By the way, you put your penny in a box as you entered, hence the modern word:  Box Office.

Those who could afford to pay a penny more sat in covered seats that rose up stadium style.  And just like in a stadium, vendors sold food and drink.

The original Globe is in the center, right across the river, and you will note the river is frozen.

I should mention, 16th Century London was nothing like London today.  A collection of wooden buildings, mostly unpaved streets, and only 200,000 souls.

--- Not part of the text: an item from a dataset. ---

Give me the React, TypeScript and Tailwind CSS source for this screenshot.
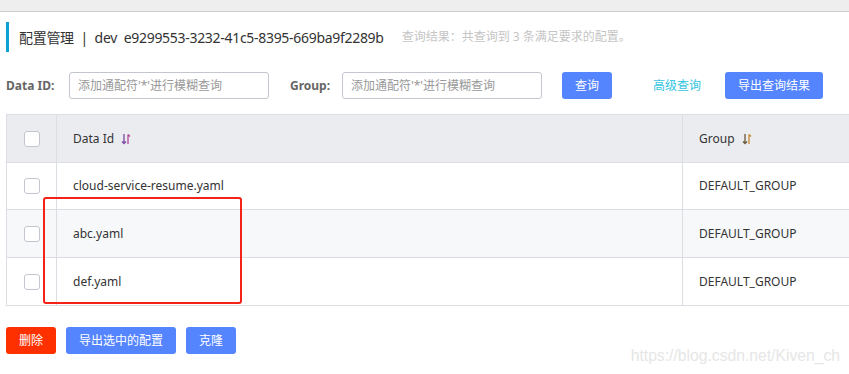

The city limit was the River Thames (Tims).  On the other side of the river sat the theatres, brothels, gambling dens, pubs, and pretty much everything you find in today’s Las Vegas.  Wonder if they had the expression, “What happens across the Thames stays across the Thames?”

I suspect you’ve reached the foregone conclusion that I haven’t scratched the surface when it comes to Will Shakespeare, The Globe, or 16th Century life. I may also have played fast and loose with the tale of the Globe.  I hope this doesn’t make me a laughing stock, or make you think I’ve written without rhyme or reason!   But, that’s the long and short of it. Yep, the boldface is more of Will’s work.

Now, go take a tour on your next visit to London, that city of ceaseless delight.  Better yet, go see a play or two.  Watch Shakespeare come to life.